**Set exercise**
Leave out all pictures. Return exactly the lines from the top of the material through the line containing "import React from".

**Supplied information**
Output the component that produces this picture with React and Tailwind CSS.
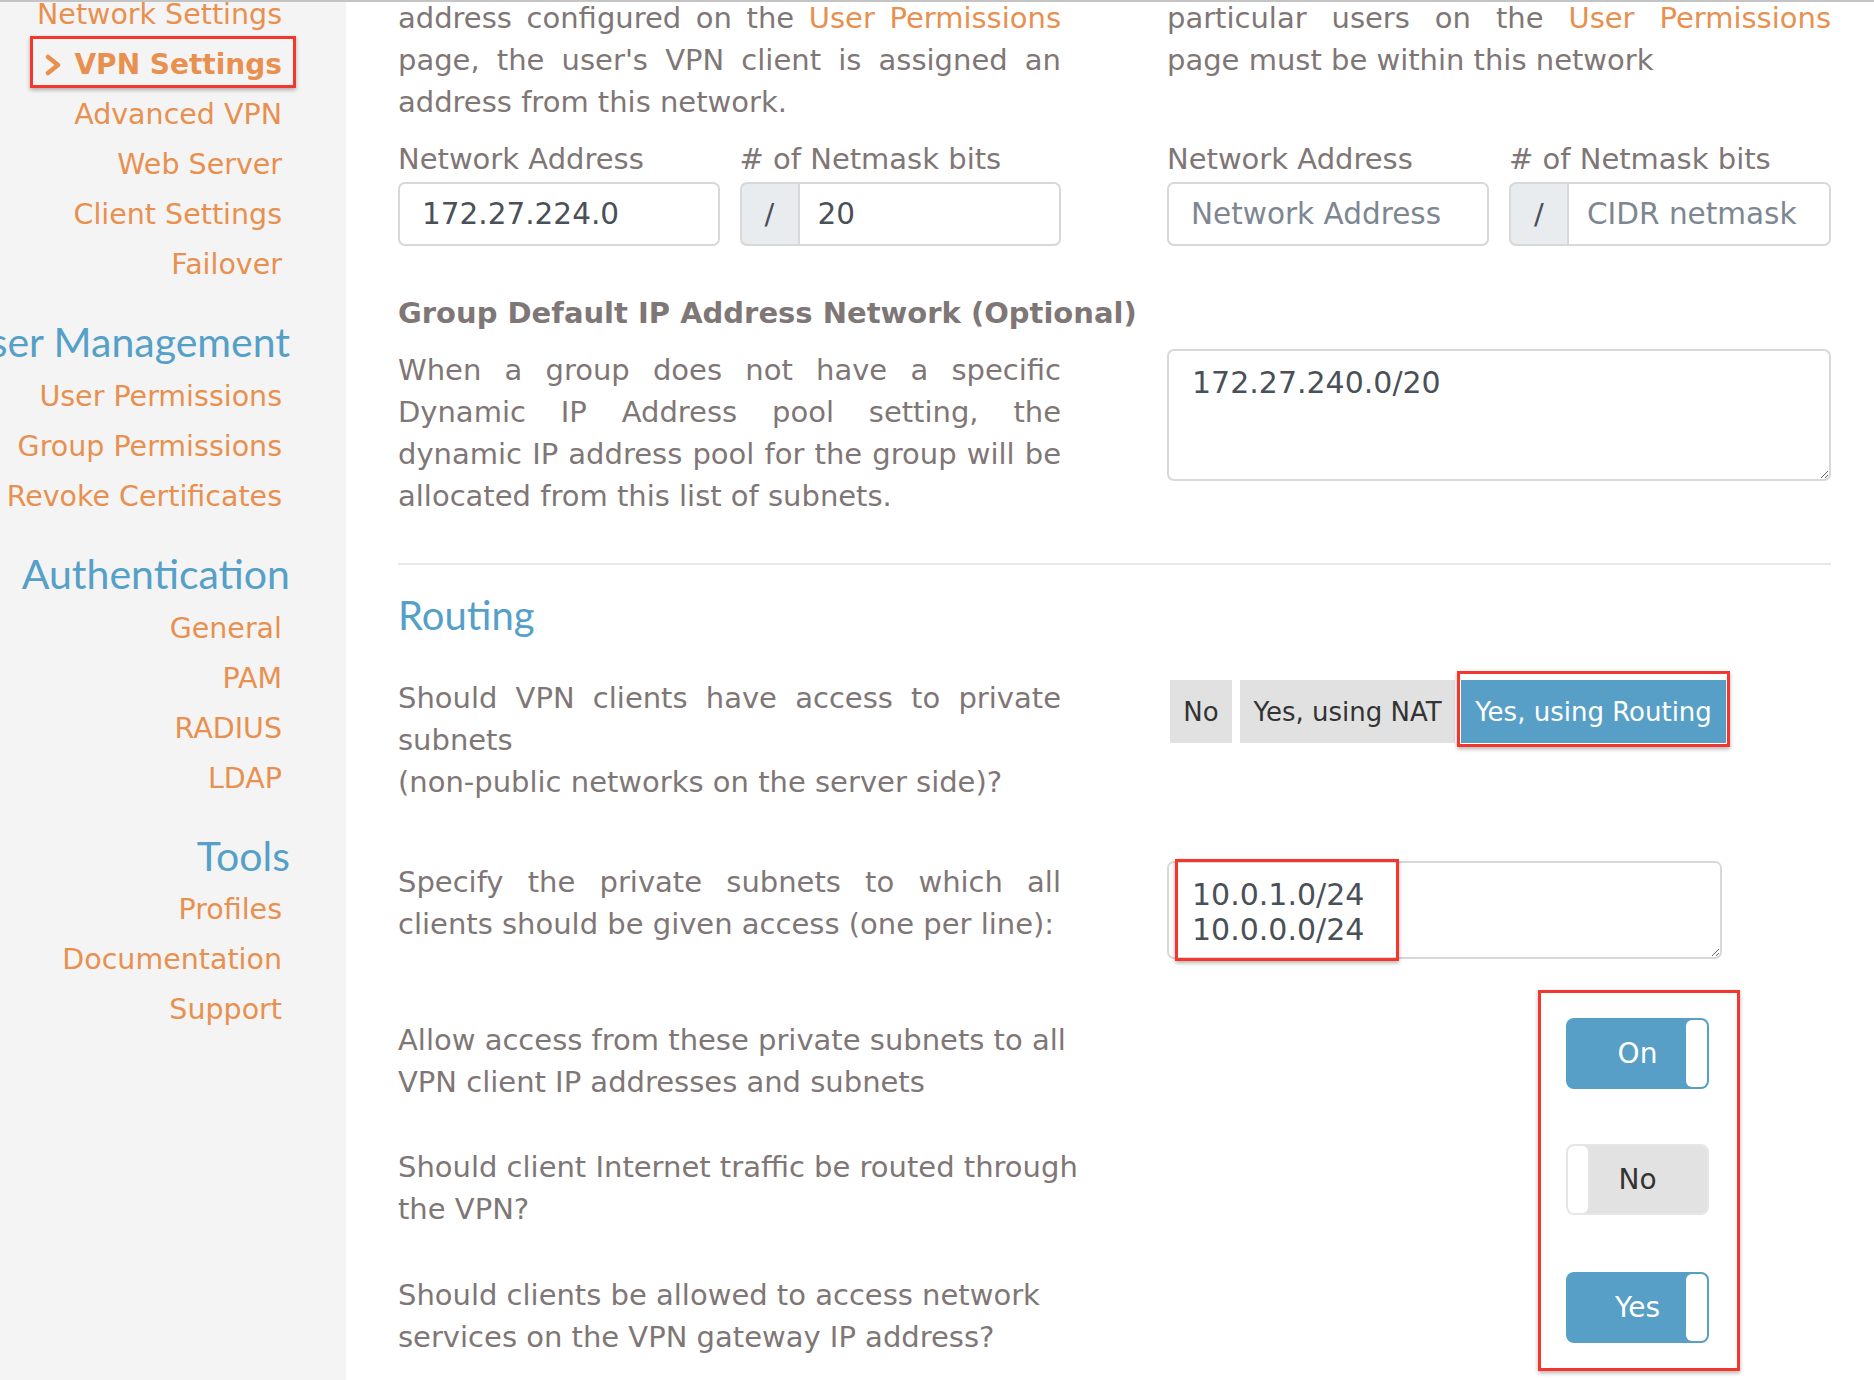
import React from "react";

const J = ({ children }) => (
  <div className="text-justify [text-align-last:justify]">{children}</div>
);
const L = ({ children }) => <div>{children}</div>;
const Link = ({ children }) => <span className="text-[#e8904f]">{children}</span>;

const NavItem = ({ children }) => <div className="whitespace-nowrap">{children}</div>;
const NavHead = ({ children }) => (
  <div className="mt-[27px] mr-[-8px] whitespace-nowrap font-['Lato',sans-serif] text-[41px] text-[#55a0c8]">
    {children}
  </div>
);

const RedBox = ({ className }) => (
  <div
    className={
      "pointer-events-none absolute border-[3px] border-[#f4372c] shadow-[0_2px_4px_rgba(0,0,0,0.3)] " +
      className
    }
  />
);

function Field({ label, value, placeholder }) {
  return (
    <div>
      <div className="leading-[42px]">{label}</div>
      <input
        readOnly
        value={value || ""}
        placeholder={placeholder}
        className="mt-[2px] h-[64px] w-full rounded-[7px] border-2 border-[#d8d8d8] bg-white px-[22px] text-[29.5px] text-[#495057] outline-none placeholder:text-[#7d8791]"
      />
    </div>
  );
}

function MaskField({ value, placeholder }) {
  return (
    <div>
      <div className="leading-[42px]"># of Netmask bits</div>
      <div className="mt-[2px] flex h-[64px]">
        <div className="flex w-[58px] items-center justify-center rounded-l-[7px] border-2 border-r-0 border-[#d8d8d8] bg-[#e9ecef] text-[#495057]">
          /
        </div>
        <input
          readOnly
          value={value || ""}
          placeholder={placeholder}
          className="h-full min-w-0 flex-1 rounded-r-[7px] border-2 border-[#d8d8d8] bg-white px-[18px] text-[29.5px] text-[#495057] outline-none placeholder:text-[#7d8791]"
        />
      </div>
    </div>
  );
}

function Toggle({ on, label }) {
  return (
    <div
      className={
        "relative flex h-[71px] w-[143px] items-center justify-center rounded-[8px] text-[28px] " +
        (on ? "bg-[#579fc7] text-white" : "border-2 border-[#e6e6e6] bg-[#e2e2e2] text-[#333]")
      }
    >
      <div
        className={
          "absolute w-[21px] rounded-[6px] bg-white " +
          (on ? "right-[2px] top-[2px] bottom-[2px]" : "left-0 top-0 bottom-0 border-r border-[#e6e6e6]")
        }
      />
      <span>{label}</span>
    </div>
  );
}

export default function App() {
  return (
    <div className="relative flex h-[1380px] w-[1874px] overflow-hidden border-t-2 border-[#c4c4c4] bg-white font-['DejaVu_Sans',sans-serif] text-[29px] leading-[42px] text-[#7f7676]">
      {/* Sidebar */}
      <aside className="flex w-[346px] shrink-0 flex-col items-end bg-[#f4f4f4] pr-[64px] text-[28.5px] leading-[50px] text-[#e8904f]">
        <div className="mt-[-12px]">
          <NavItem>Network Settings</NavItem>
        </div>
        <div className="relative flex items-center font-bold">
          <svg width="18" height="22" viewBox="0 0 18 22" className="mr-[12px]">
            <polyline points="4,3 14,11 4,19" fill="none" stroke="#e8904f" strokeWidth="4.5" strokeLinecap="round" strokeLinejoin="round" />
          </svg>
          <span className="whitespace-nowrap text-[28px]">VPN Settings</span>
          <RedBox className="left-[-14px] right-[-14px] top-[-4px] bottom-[2px]" />
        </div>
        <NavItem>Advanced VPN</NavItem>
        <NavItem>Web Server</NavItem>
        <NavItem>Client Settings</NavItem>
        <NavItem>Failover</NavItem>

        <NavHead>User Management</NavHead>
        <div className="mt-[5px] flex flex-col items-end">
          <NavItem>User Permissions</NavItem>
          <NavItem>Group Permissions</NavItem>
          <NavItem>Revoke Certificates</NavItem>
        </div>

        <NavHead>Authentication</NavHead>
        <div className="mt-[5px] flex flex-col items-end">
          <NavItem>General</NavItem>
          <NavItem>PAM</NavItem>
          <NavItem>RADIUS</NavItem>
          <NavItem>LDAP</NavItem>
        </div>

        <NavHead>Tools</NavHead>
        <div className="mt-[4px] flex flex-col items-end">
          <NavItem>Profiles</NavItem>
          <NavItem>Documentation</NavItem>
          <NavItem>Support</NavItem>
        </div>
      </aside>

      {/* Main */}
      <main className="ml-[52px] mt-[-5px] w-[1433px] shrink-0">
        <div className="grid grid-cols-[663px_664px] gap-x-[106px]">
          <div>
            <J>
              address configured on the <Link>User Permissions</Link>
            </J>
            <J>page, the user's VPN client is assigned an</J>
            <L>address from this network.</L>
          </div>
          <div>
            <J>
              particular users on the <Link>User Permissions</Link>
            </J>
            <L>page must be within this network</L>
          </div>
          <div className="mt-[15px] grid grid-cols-2 gap-x-[20px]">
            <Field label="Network Address" value="172.27.224.0" />
            <MaskField value="20" />
          </div>
          <div className="mt-[15px] grid grid-cols-2 gap-x-[20px]">
            <Field label="Network Address" placeholder="Network Address" />
            <MaskField placeholder="CIDR netmask" />
          </div>
        </div>

        <div className="mt-[46px] whitespace-nowrap font-bold text-[29px]">
          Group Default IP Address Network (Optional)
        </div>

        <div className="mt-[15px] grid grid-cols-[663px_664px] gap-x-[106px]">
          <div>
            <J>When a group does not have a specific</J>
            <J>Dynamic IP Address pool setting, the</J>
            <J>dynamic IP address pool for the group will be</J>
            <L>allocated from this list of subnets.</L>
          </div>
          <textarea
            readOnly
            defaultValue="172.27.240.0/20"
            className="h-[132px] w-full rounded-[7px] border-2 border-[#d8d8d8] bg-white px-[23px] py-[14px] text-[30px] leading-[35px] text-[#495057] outline-none"
          />
        </div>

        <div className="mt-[46px] h-[2px] bg-[#e8e8e8]" />

        <h2 className="mt-[26px] font-['Lato',sans-serif] text-[40px] leading-[48px] text-[#55a0c8]">
          Routing
        </h2>

        {/* Row 1 */}
        <div className="mt-[38px] flex">
          <div className="w-[663px] shrink-0">
            <J>Should VPN clients have access to private</J>
            <L>subnets</L>
            <L>(non-public networks on the server side)?</L>
          </div>
          <div className="ml-[109px] mt-[3px] flex h-[63px] text-[26px]">
            <div className="flex w-[62px] items-center justify-center bg-[#e1e1e1] text-[#333]">No</div>
            <div className="ml-[8px] flex w-[215px] items-center justify-center bg-[#e1e1e1] text-[#333]">
              Yes, using NAT
            </div>
            <div className="relative ml-[6px] flex w-[265px] items-center justify-center bg-[#579fc7] text-white">
              Yes, using Routing
              <RedBox className="left-[-4px] right-[-4px] top-[-9px] bottom-[-4px]" />
            </div>
          </div>
        </div>

        {/* Row 2 */}
        <div className="mt-[58px] flex">
          <div className="w-[663px] shrink-0">
            <J>Specify the private subnets to which all</J>
            <L>clients should be given access (one per line):</L>
          </div>
          <div className="relative ml-[106px] h-[98px] w-[555px] shrink-0">
            <textarea
              readOnly
              defaultValue={"10.0.1.0/24\n10.0.0.0/24"}
              className="h-full w-full rounded-[7px] border-2 border-[#d8d8d8] bg-white px-[23px] py-[14px] text-[30px] leading-[35px] text-[#495057] outline-none"
            />
            <RedBox className="left-[8px] top-[-2px] h-[102px] w-[224px]" />
          </div>
        </div>

        {/* Toggle rows */}
        <div className="relative mt-[60px]">
          <div className="flex">
            <div className="w-[700px] shrink-0">
              <L>Allow access from these private subnets to all</L>
              <L>VPN client IP addresses and subnets</L>
            </div>
            <div className="ml-[468px] mt-[-1px]">
              <Toggle on label="On" />
            </div>
          </div>
          <div className="mt-[43px] flex">
            <div className="w-[700px] shrink-0">
              <L>Should client Internet traffic be routed through</L>
              <L>the VPN?</L>
            </div>
            <div className="ml-[468px] mt-[-2px]">
              <Toggle label="No" />
            </div>
          </div>
          <div className="mt-[44px] flex">
            <div className="w-[700px] shrink-0">
              <L>Should clients be allowed to access network</L>
              <L>services on the VPN gateway IP address?</L>
            </div>
            <div className="ml-[468px] mt-[-2px]">
              <Toggle on label="Yes" />
            </div>
          </div>
          <RedBox className="left-[1140px] top-[-29px] h-[381px] w-[202px]" />
        </div>
      </main>
    </div>
  );
}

**Correct answer**
Output the component that produces this picture with React and Tailwind CSS.
import React from "react";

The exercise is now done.